SQL Server marked transaction name (log-based capture)

For SQL Server, log-based capture jobs also recognize the marked transaction name as the session name. Therefore, end-user sessions can make changes without activating log-based capture by executing their DML statements inside a marked transaction with a specially created name (e.g. hvr_integrate or hvr_refresh). The following SQL statement can be used to start a marked named transaction:

begin transaction hvr_integrate with mark;

SQL Server application name (trigger-based capture)

For SQL Server trigger-based capture only, the integrate job always connects to the target dataset using an application name which is the session name (e.g. hvr_integrate). End user sessions can therefore make changes without trigger-based capture being activated by also connecting to the database using a specific application name. An application database trigger can be prevented from firing on the integration side by changing it to include the following clause: where app_name() <> 'hvr_integrate'.
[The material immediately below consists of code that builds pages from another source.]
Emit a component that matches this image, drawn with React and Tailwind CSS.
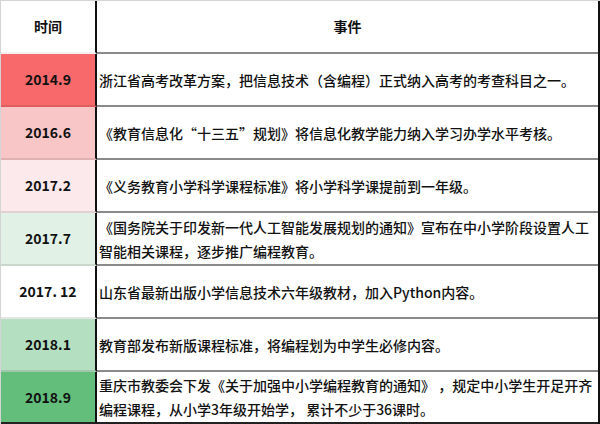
import React from 'react';

// linha do tempo: cor de fundo da coluna de datas segue a escala do Excel
const rows = [
  { date: '2014.9', bg: 'bg-[#f8696b]', lines: ['浙江省高考改革方案，把信息技术（含编程）正式纳入高考的考查科目之一。'] },
  { date: '2016.6', bg: 'bg-[#f9c6c8]', lines: ['《教育信息化“十三五”规划》将信息化教学能力纳入学习办学水平考核。'] },
  { date: '2017.2', bg: 'bg-[#fbe9ec]', lines: ['《义务教育小学科学课程标准》将小学科学课提前到一年级。'] },
  {
    date: '2017.7',
    bg: 'bg-[#e1f1e6]',
    lines: ['《国务院关于印发新一代人工智能发展规划的通知》宣布在中小学阶段设置人工', '智能相关课程，逐步推广编程教育。'],
  },
  { date: '2017. 12', bg: 'bg-white', lines: ['山东省最新出版小学信息技术六年级教材，加入Python内容。'] },
  { date: '2018.1', bg: 'bg-[#b4dfc1]', lines: ['教育部发布新版课程标准，将编程划为中学生必修内容。'] },
  {
    date: '2018.9',
    bg: 'bg-[#63be7b]',
    lines: ['重庆市教委会下发《关于加强中小学编程教育的通知》 ，规定中小学生开足开齐', '编程课程，从小学3年级开始学， 累计不少于36课时。'],
  },
];

const font = { fontFamily: '"Noto Sans CJK SC", "Noto Sans", sans-serif' };

const App = () => {
  return (
    <div
      className="w-[600px] h-[424px] bg-white border-t border-l border-[#d4d4d4] overflow-hidden text-[14px] text-[#111]"
      style={font}
    >
      <div className="flex flex-col h-full border-r-2 border-[#111]">
        {/* Cabeçalho */}
        <div className="flex h-[53px] shrink-0">
          <div className="w-[96px] border-r-2 border-[#111] border-b-2 border-b-black/5 flex items-center justify-center font-bold">
            时间
          </div>
          <div className="flex-1 border-b-2 border-[#8a8a8a] flex items-center justify-center font-bold">
            事件
          </div>
        </div>

        {rows.map((row, i) => {
          const last = i === rows.length - 1;
          return (
            <div key={row.date} className={`flex shrink-0 ${last ? 'h-[52px]' : 'h-[53px]'}`}>
              <div
                className={`w-[96px] ${row.bg} border-r-2 border-[#111] flex items-center justify-center font-bold ${
                  last ? 'border-b-2 border-b-[#222]' : 'border-b-2 border-b-black/10'
                }`}
              >
                {row.date}
              </div>
              <div
                className={`flex-1 flex flex-col justify-center pl-[2px] font-medium leading-[24px] ${
                  last ? 'border-b-2 border-[#222]' : 'border-b-2 border-[#8a8a8a]'
                }`}
              >
                {row.lines.map((line) => (
                  <span key={line} className="whitespace-pre">
                    {line}
                  </span>
                ))}
              </div>
            </div>
          );
        })}
      </div>
    </div>
  );
};

export default App;
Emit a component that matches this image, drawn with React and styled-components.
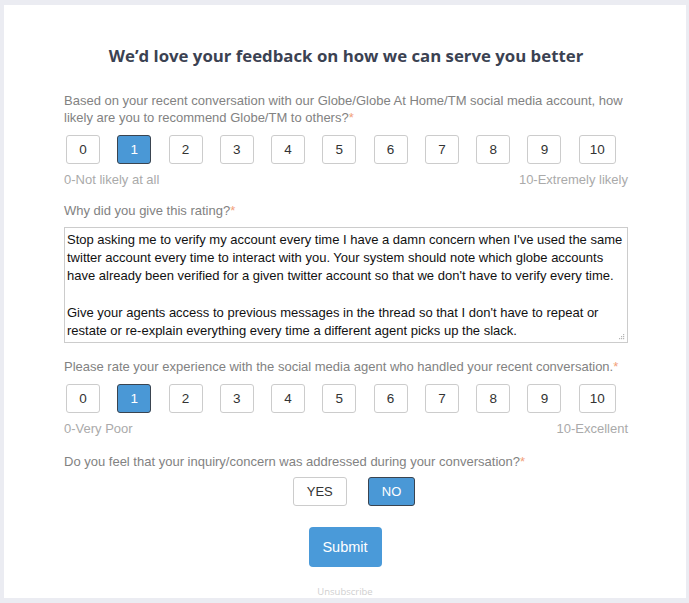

Managing Recapturing in PostgreSQL

As of version 6.2.5/2, when using PostgreSQL with the pgoutput output plugin, the following limitations apply:

The HVR user must be granted the superuser privilege to use Replication Origins functions.
Session names must be unique within the same PostgreSQL instance.
By default, the capture job records all changes, including those applied by HVR integrate or refresh jobs. To avoid recapturing these changes, explicitly configure a unique session name using the Capture action with the IgnoreSessionName parameter, and the Integrate action with the SessionName parameter.
Recapturing control is not supported when refreshing data with Parallel Sessions or Isolate Tables During Refresh, due to a PostgreSQL limitation where only one process can assign a replication origin at a time.

For PostgreSQL-specific permission requirements, see Recapturing Using Session Names in PostgreSQL requirements.